J. A. : "Il faut à mon sens intégrer des professionnels de terrain tels que le Pr Christian Perronne (CHU Raymond Poincaré, Garches), le Dr Béatrice Milbert, dans ces projets. Au risque de voir encore des propositions biaisées surgir au détriment des malades."

"L’Agence nationale de sécurité du médicament et des produits de santé (ANSM) et le Centre national de référence (CNR) poursuivront l’évaluation de la performance des kits déjà disponibles sur le marché (action 12) ainsi que l'évaluation de la bonne interprétation des résultats par les laboratoires de biologie médicale (action 11)"

J. A. : "Ces deux organismes ne peuvent être neutres et leurs travaux seront probablement biaisés, ce qui induira l'éternel retard que nous subissons depuis bien trop longtemps comme toujours, dans bien des domaines de la santé.
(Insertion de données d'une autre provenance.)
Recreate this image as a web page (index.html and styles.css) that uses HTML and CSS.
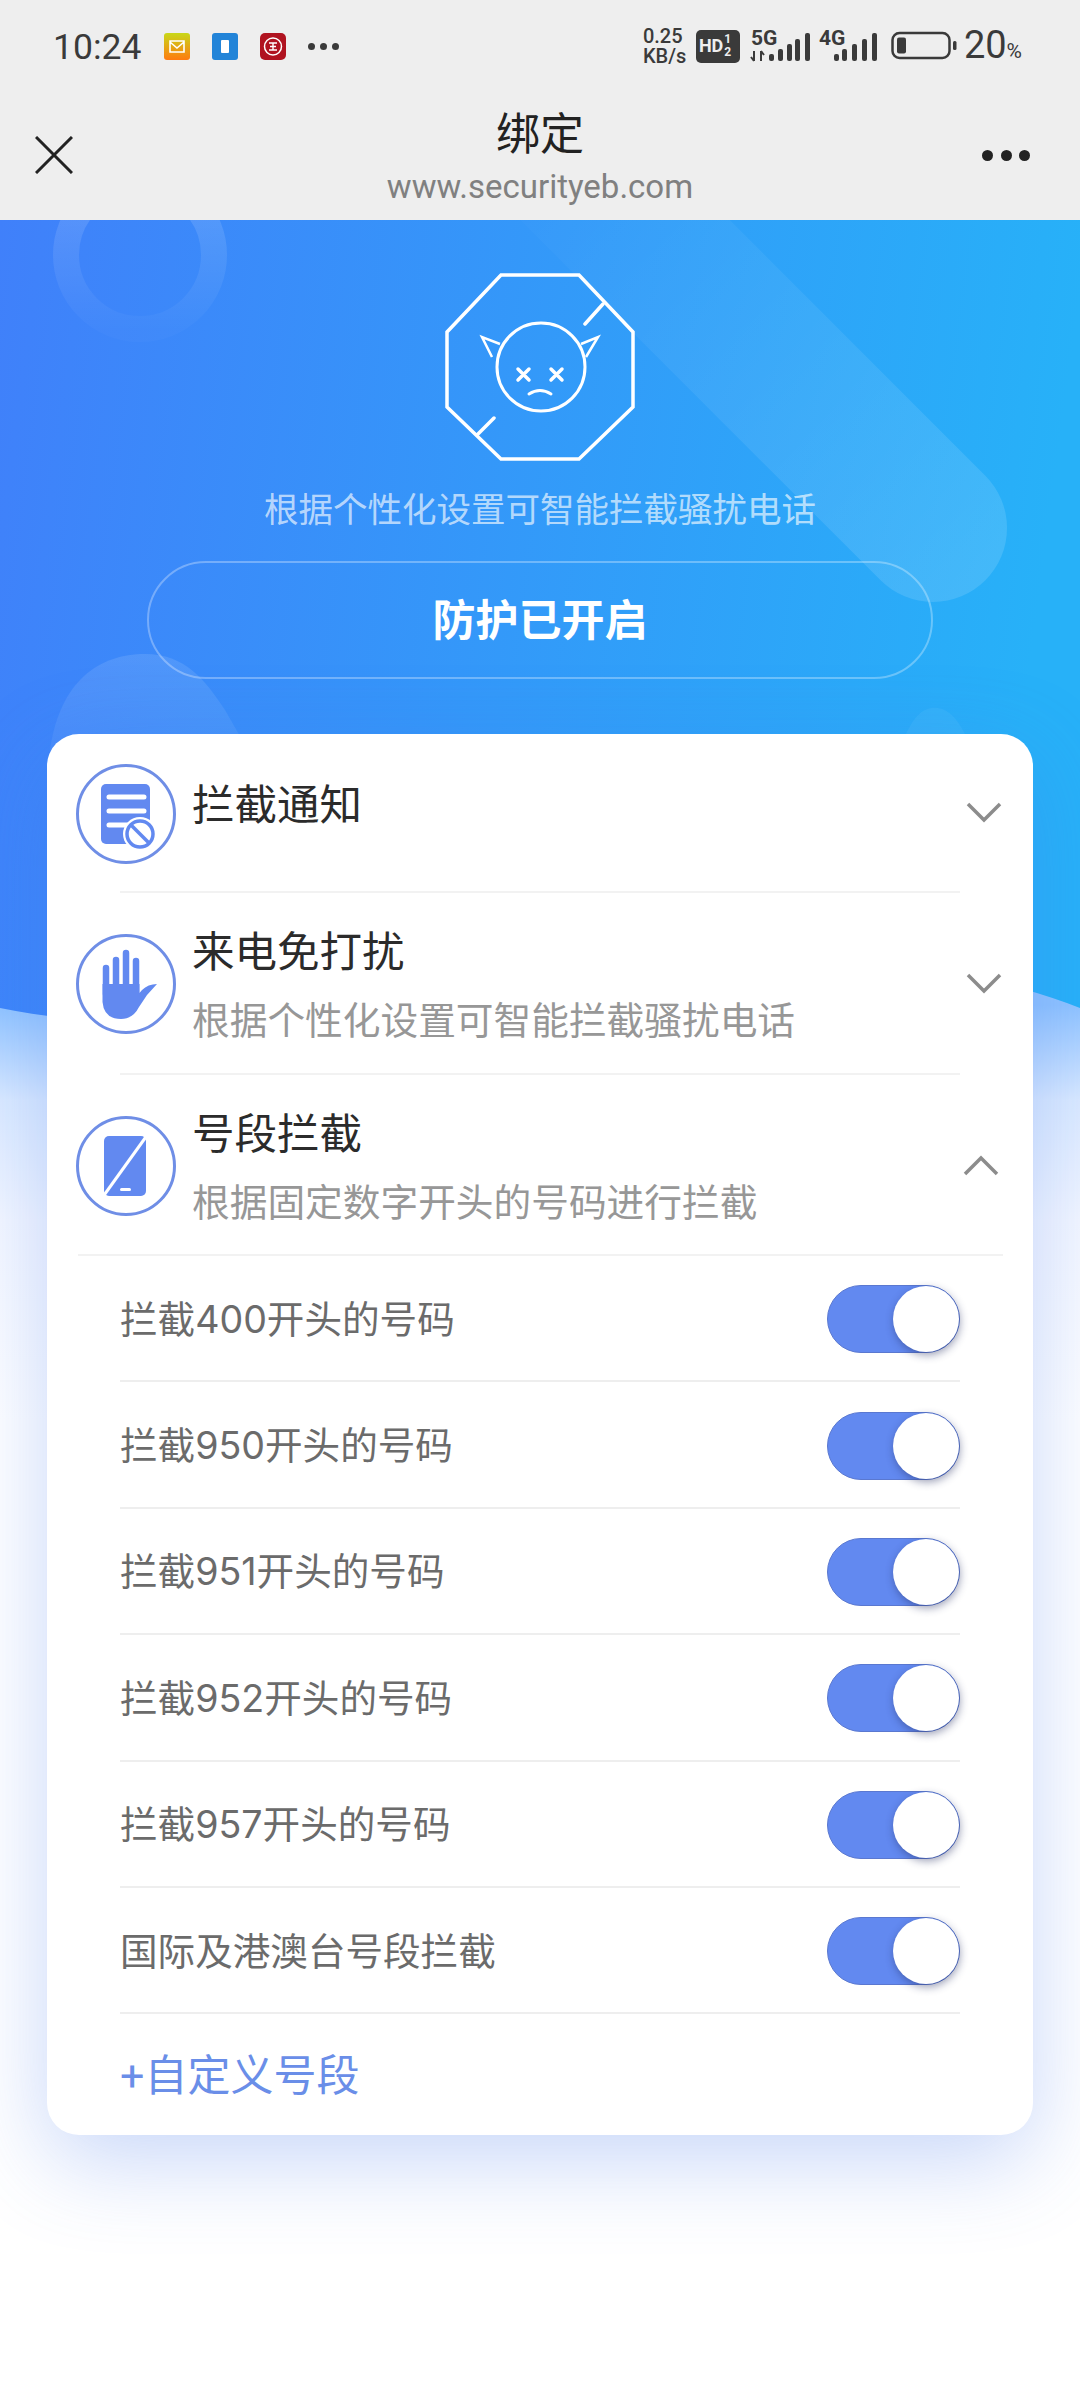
FILE: index.html
```html
<!DOCTYPE html>
<html lang="zh-CN">
<head>
    <meta charset="UTF-8">
    <meta name="viewport" content="width=device-width, initial-scale=1.0">
    <title>绑定</title>
    <link rel="stylesheet" href="styles.css">
</head>
<body>
    <div class="statusbar">
        <div class="status-left">
            <span class="clock">10:24</span>
            <svg class="app-icon" viewBox="0 0 26 27">
                <defs>
                    <linearGradient id="mailGrad" x1="0" y1="0" x2="0" y2="1">
                        <stop offset="0" stop-color="#c8d818"/>
                        <stop offset="1" stop-color="#ff7a10"/>
                    </linearGradient>
                </defs>
                <rect width="26" height="27" rx="3" fill="url(#mailGrad)"/>
                <path d="M6 8h14v11H6zM6 9l7 6 7-6" fill="none" stroke="#fff" stroke-width="1.6"/>
            </svg>
            <svg class="app-icon" viewBox="0 0 26 27">
                <rect width="26" height="27" rx="3" fill="#2284d8"/>
                <rect x="9" y="7" width="8" height="13" rx="1" fill="#fff"/>
            </svg>
            <svg class="app-icon" viewBox="0 0 26 27">
                <rect width="26" height="27" rx="5" fill="#b01320"/>
                <circle cx="13" cy="13.500" r="8.500" fill="none" stroke="#fff" stroke-width="1.500"/>
                <path d="M9 10h8M13 10v7M9 17h8M10 13.500h6" fill="none" stroke="#fff" stroke-width="1.400"/>
            </svg>
            <span class="status-dots"><i></i><i></i><i></i></span>
        </div>
        <div class="status-right">
            <span class="speed">0.25<br>KB/s</span>
            <span class="hd-badge">HD<span class="hd-nums">1<br>2</span></span>
            <span class="signal">
                <span class="net-label">5G</span>
                <svg class="signal-bars" width="68" height="32" viewBox="0 0 68 32">
                    <path d="M4 21v10M1 27l3 4M11 21v10M11 21l3 4" fill="none" stroke="#3a3a3a" stroke-width="2"/>
                    <rect x="19" y="24" width="5" height="7" rx="2" fill="#3a3a3a"/>
                    <rect x="28" y="19" width="5" height="12" rx="2" fill="#3a3a3a"/>
                    <rect x="37" y="14" width="5" height="17" rx="2" fill="#3a3a3a"/>
                    <rect x="45" y="9" width="5" height="22" rx="2" fill="#3a3a3a"/>
                    <rect x="55" y="3" width="5" height="28" rx="2" fill="#3a3a3a"/>
                </svg>
            </span>
            <span class="signal signal-4g">
                <span class="net-label">4G</span>
                <svg class="signal-bars" width="60" height="32" viewBox="0 0 60 32">
                    <rect x="16" y="24" width="5" height="7" rx="2" fill="#3a3a3a"/>
                    <rect x="24" y="19" width="5" height="12" rx="2" fill="#3a3a3a"/>
                    <rect x="34" y="14" width="5" height="17" rx="2" fill="#3a3a3a"/>
                    <rect x="44" y="9" width="5" height="22" rx="2" fill="#3a3a3a"/>
                    <rect x="54" y="3" width="5" height="28" rx="2" fill="#3a3a3a"/>
                </svg>
            </span>
            <svg class="battery" width="66" height="30" viewBox="0 0 66 30">
                <rect x="1.500" y="2" width="57" height="25" rx="7" fill="none" stroke="#3a3a3a" stroke-width="2.500"/>
                <rect x="6" y="6.500" width="9" height="16" rx="2" fill="#3a3a3a"/>
                <rect x="62" y="10" width="3.500" height="9" rx="1.500" fill="#3a3a3a"/>
            </svg>
            <span class="percent">20<small>%</small></span>
        </div>
    </div>

    <div class="navbar">
        <svg class="nav-close" width="38" height="38" viewBox="0 0 38 38">
            <path d="M1 1l36 36M37 1L1 37" stroke="#222" stroke-width="3" fill="none"/>
        </svg>
        <div class="nav-title">
            <div class="nav-name">绑定</div>
            <div class="nav-url">www.securityeb.com</div>
        </div>
        <span class="nav-more"><i></i><i></i><i></i></span>
    </div>

    <div class="page">
        <svg class="page-bg" width="1080" height="900" viewBox="0 0 1080 900">
            <defs>
                <linearGradient id="heroGrad" x1="0" y1="0" x2="1" y2="0.100">
                    <stop offset="0" stop-color="#4080fa"/>
                    <stop offset="1" stop-color="#27b1f8"/>
                </linearGradient>
                <linearGradient id="bandGrad" gradientUnits="userSpaceOnUse" x1="500" y1="0" x2="940" y2="420">
                    <stop offset="0" stop-color="#fff" stop-opacity="0.010"/>
                    <stop offset="1" stop-color="#fff" stop-opacity="0.130"/>
                </linearGradient>
                <linearGradient id="ringGrad" x1="0" y1="0" x2="0" y2="1">
                    <stop offset="0" stop-color="#fff" stop-opacity="0.160"/>
                    <stop offset="1" stop-color="#fff" stop-opacity="0.020"/>
                </linearGradient>
                <linearGradient id="blobGrad" x1="0" y1="0" x2="0" y2="1">
                    <stop offset="0" stop-color="#fff" stop-opacity="0.110"/>
                    <stop offset="1" stop-color="#fff" stop-opacity="0.040"/>
                </linearGradient>
            </defs>
            <path d="M0 0H1080V788Q1055 778 1020 768C800 700 300 850 0 788Z" fill="url(#heroGrad)"/>
            <circle cx="140" cy="35" r="74" fill="none" stroke="url(#ringGrad)" stroke-width="26"/>
            <path d="M568 -57L933 308" stroke="url(#bandGrad)" stroke-width="148" stroke-linecap="round" fill="none"/>
            <path d="M50 530C60 460 100 434 145 434C185 434 205 460 225 490L265 560H50Z" fill="url(#blobGrad)"/>
            <path d="M905 516C915 494 925 486 938 488C950 490 958 500 966 516Z" fill="#fff" fill-opacity="0.050"/>
        </svg>

        <div class="hero">
            <svg class="hero-icon" width="240" height="210" viewBox="0 0 240 210">
                <g fill="none" stroke="#fff">
                    <path d="M81 15H159L213 72V147L159 199H81L27 147V72Z" stroke-width="3.500"/>
                    <path d="M183 44L165 64M57 175L74 158" stroke-linecap="round" stroke-width="3.500"/>
                    <circle cx="121" cy="107" r="44" stroke-width="3"/>
                    <path d="M80 84L62 77L72 97M161 84L178 77L166 97" stroke-width="2.500"/>
                    <path d="M98 109L109 120M109 109L98 120M131 109L142 120M142 109L131 120" stroke-linecap="round" stroke-width="3.500"/>
                    <path d="M109 134Q120 127 131 134" stroke-linecap="round" stroke-width="3"/>
                </g>
            </svg>
            <p class="hero-text">根据个性化设置可智能拦截骚扰电话</p>
            <div class="hero-btn">防护已开启</div>
        </div>

        <div class="card">
            <div class="row row-first">
                <svg class="row-icon" viewBox="0 0 100 100">
                    <circle cx="50" cy="50" r="48.500" class="ring"/>
                    <rect x="25" y="20" width="49" height="60" rx="5" fill="#6289f0"/>
                    <path d="M33 33H68M33 47H68M33 61H55" stroke="#fff" stroke-width="5" stroke-linecap="round"/>
                    <circle cx="64" cy="70" r="17" fill="#fff"/>
                    <circle cx="64" cy="70" r="13" fill="none" stroke="#6289f0" stroke-width="3.500"/>
                    <path d="M55 61L73 79" stroke="#6289f0" stroke-width="3.500"/>
                </svg>
                <div class="row-text">
                    <div class="row-title">拦截通知</div>
                </div>
                <svg class="chevron" width="36" height="22" viewBox="0 0 36 22">
                    <path d="M2 3L18 19L34 3"/>
                </svg>
            </div>
            <div class="row">
                <svg class="row-icon" viewBox="0 0 100 100">
                    <circle cx="50" cy="50" r="48.500" class="ring"/>
                    <path d="M30 34V60M40 26V60M50 19V60M60 27V60" stroke="#6289f0" stroke-width="6.500" stroke-linecap="round"/>
                    <path d="M26.500 52V68Q28 85 45 85Q57 85 63 73L71 61L81 50Q72 50 66 56L63.500 59V50H26.500Z" fill="#6289f0"/>
                </svg>
                <div class="row-text">
                    <div class="row-title">来电免打扰</div>
                    <div class="row-sub">根据个性化设置可智能拦截骚扰电话</div>
                </div>
                <svg class="chevron" width="36" height="22" viewBox="0 0 36 22">
                    <path d="M2 3L18 19L34 3"/>
                </svg>
            </div>
            <div class="row row-open">
                <svg class="row-icon" viewBox="0 0 100 100">
                    <circle cx="50" cy="50" r="48.500" class="ring"/>
                    <rect x="28" y="20" width="42" height="60" rx="5" fill="#6289f0"/>
                    <path d="M72 18L26 82" stroke="#fff" stroke-width="3"/>
                    <rect x="44" y="72" width="11" height="3" rx="1.500" fill="#fff"/>
                </svg>
                <div class="row-text">
                    <div class="row-title">号段拦截</div>
                    <div class="row-sub">根据固定数字开头的号码进行拦截</div>
                </div>
                <svg class="chevron chevron-up" width="36" height="22" viewBox="0 0 36 22">
                    <path d="M2 19L18 3L34 19"/>
                </svg>
            </div>
            <div class="toggle-row"><span class="toggle-label">拦截400开头的号码</span><span class="toggle"></span></div>
            <div class="toggle-row"><span class="toggle-label">拦截950开头的号码</span><span class="toggle"></span></div>
            <div class="toggle-row"><span class="toggle-label">拦截951开头的号码</span><span class="toggle"></span></div>
            <div class="toggle-row"><span class="toggle-label">拦截952开头的号码</span><span class="toggle"></span></div>
            <div class="toggle-row"><span class="toggle-label">拦截957开头的号码</span><span class="toggle"></span></div>
            <div class="toggle-row"><span class="toggle-label">国际及港澳台号段拦截</span><span class="toggle"></span></div>
            <div class="custom-row">+自定义号段</div>
        </div>
    </div>
</body>
</html>
```

FILE: styles.css
```css
* {
    box-sizing: border-box;
}
html, body {
    margin: 0;
    padding: 0;
}
body {
    width: 1080px;
    height: 2400px;
    overflow: hidden;
    background-color: #fff;
    font-family: Roboto, "Noto Sans CJK SC", sans-serif;
}
.statusbar {
    height: 92px;
    background-color: #eeeeee;
    display: flex;
    justify-content: space-between;
    align-items: center;
    padding: 0 58px 0 53px;
    color: #3a3a3a;
}
.status-left {
    display: flex;
    align-items: center;
}
.clock {
    font-size: 35.500px;
    width: 111px;
    margin-top: 2px;
}
.app-icon {
    width: 26px;
    height: 27px;
    margin-right: 22px;
}
.status-dots {
    display: flex;
    gap: 5px;
}
.status-dots i {
    width: 7px;
    height: 7px;
    border-radius: 50%;
    background-color: #3a3a3a;
}
.status-right {
    display: flex;
    align-items: center;
}
.speed {
    font-size: 20px;
    line-height: 20px;
    font-weight: 500;
    width: 53px;
}
.hd-badge {
    display: flex;
    align-items: center;
    height: 33px;
    width: 44px;
    padding-left: 3px;
    margin-right: 10px;
    background-color: #3a3a3a;
    color: #eee;
    border-radius: 5px;
    font-size: 18px;
    line-height: 20px;
    font-weight: 700;
}
.hd-nums {
    font-size: 12px;
    line-height: 13px;
    margin-left: 1px;
}
.signal {
    position: relative;
    display: block;
    width: 68px;
    height: 32px;
}
.signal-4g {
    width: 60px;
    margin-right: 13px;
}
.net-label {
    position: absolute;
    left: 1px;
    top: -2px;
    font-size: 21px;
    line-height: 20px;
    font-weight: 700;
}
.signal-bars {
    position: absolute;
    left: 0;
    top: 0;
}
.battery {
    margin-right: 7px;
}
.percent {
    font-size: 38px;
    line-height: 44px;
    margin-top: 4px;
}
.percent small {
    font-size: 21px;
}
.navbar {
    height: 128px;
    background-color: #eeeeee;
    display: flex;
    align-items: center;
    justify-content: space-between;
    padding: 0 50px 0 35px;
    position: relative;
}
.nav-close {
    margin-top: -3px;
}
.nav-title {
    position: absolute;
    left: 0;
    right: 0;
    top: 18px;
    text-align: center;
}
.nav-name {
    font-size: 44px;
    line-height: 50px;
    color: #222;
}
.nav-url {
    font-size: 33px;
    line-height: 44px;
    margin-top: 5px;
    color: #808080;
}
.nav-more {
    display: flex;
    gap: 7.500px;
    margin-top: -1px;
}
.nav-more i {
    width: 11px;
    height: 11px;
    border-radius: 50%;
    background-color: #222;
}
.page {
    position: relative;
    height: 2180px;
    background: linear-gradient(#90c4ff 785px, #dcebff 880px, #f5f8ff 1000px, #fff 1200px);
}
.page-bg {
    position: absolute;
    left: 0;
    top: 0;
}
.hero {
    position: relative;
    display: flex;
    flex-direction: column;
    align-items: center;
    padding-top: 40px;
}
.hero-icon {
    display: block;
}
.hero-text {
    margin: 18px 0 0;
    font-size: 34.500px;
    line-height: 44px;
    color: rgba(255, 255, 255, 0.65);
}
.hero-btn {
    width: 786px;
    height: 118px;
    margin-top: 29px;
    padding-bottom: 7px;
    display: flex;
    align-items: center;
    justify-content: center;
    border: 2px solid rgba(255, 255, 255, 0.3);
    border-radius: 59px;
    color: #fff;
    font-size: 43px;
    font-weight: 700;
}
.card {
    position: relative;
    width: 986px;
    height: 1401px;
    margin: 55px 0 0 47px;
    background-color: #fff;
    border-radius: 32px;
    box-shadow: 0 25px 90px rgba(70, 120, 235, 0.3);
}
.row {
    height: 182px;
    display: flex;
    align-items: center;
    padding: 0 31px 0 29px;
    position: relative;
}
.row::after {
    content: "";
    position: absolute;
    left: 73px;
    right: 73px;
    bottom: 0;
    height: 2px;
    background-color: #f2f2f2;
}
.row-first {
    height: 159px;
}
.row-open {
    height: 181px;
}
.row-open::after {
    left: 31px;
    right: 30px;
}
.row-icon {
    width: 100px;
    height: 100px;
    flex: none;
    fill: none;
}
.ring {
    fill: none;
    stroke: #6f8ee6;
    stroke-width: 3;
}
.row-text {
    flex: 1;
    margin: 4px 0 0 16px;
}
.row-title {
    font-size: 42.500px;
    line-height: 54px;
    color: #2b2b2b;
}
.row-first .row-title {
    margin-top: -20px;
}
.row-sub {
    font-size: 37.700px;
    line-height: 50px;
    margin-top: 16px;
    color: #979797;
}
.chevron {
    flex: none;
    margin-top: -3px;
}
.chevron path {
    fill: none;
    stroke: #8c8c8c;
    stroke-width: 3.500;
}
.chevron-up {
    margin: 1px 3px 0 0;
}
.toggle-row {
    height: 126.400px;
    margin: 0 73px;
    padding-top: 2px;
    display: flex;
    align-items: center;
    justify-content: space-between;
    border-bottom: 2px solid #eeeeee;
    color: #6b6b6b;
    font-family: Inter, "Noto Sans CJK SC", sans-serif;
    font-size: 37.600px;
}
.toggle-label {
    margin-bottom: 6px;
}
.toggle {
    position: relative;
    display: block;
    width: 133px;
    height: 68px;
    border-radius: 34px;
    background-color: #6289f0;
    border: 1px solid #5a78d0;
}
.toggle::after {
    content: "";
    position: absolute;
    right: 0;
    top: 0;
    width: 66px;
    height: 66px;
    border-radius: 50%;
    background-color: #fff;
    box-shadow: 1px 3px 8px rgba(30, 40, 90, 0.45);
}
.custom-row {
    height: 116px;
    margin: 0 73px;
    display: flex;
    align-items: center;
    color: #6a8ee8;
    font-size: 43px;
}
```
Il faut nommer un organe indépendant, qui pourra travailler avec l'ANSM et le CNR."

"Le projet « Oh ! Ticks ! » permettra de mieux connaître les agents pathogènes susceptibles d'être transmis par les tiques pour en faire le diagnostic. (action 14).".

J. A. : "Il était temps : cela fait des années que ce projet est refusé par l'ANR. Pourquoi ? Il n'est plus temps de se glorifier d'agir, quand les associations et les professionnels de terrain demandent depuis des années de l'aide pour la recherche et pour les malades !"

"Enfin, pour améliorer nos connaissances sur les maladies transmises par les tiques, le ministère des Affaires sociales et de la Santé encouragera la mise en place d’une cohorte prospective de suivi des patients (action 15)"

J. A. : "Très bien! Il faudra penser à inclure le Pr Perronne et ses équipes dans le projet qui sera retenu, afin qu'une vision objective vienne contrebalancer la vision officielle. Le temps est passé où l'on pouvait faire accepter n'importe quelle étude aux malades: face aux scandales récurrent, ces dernières années, dans tous les domaines liés à la santé, les malades veulent désormais être certains que les études ne seront pas biaisées."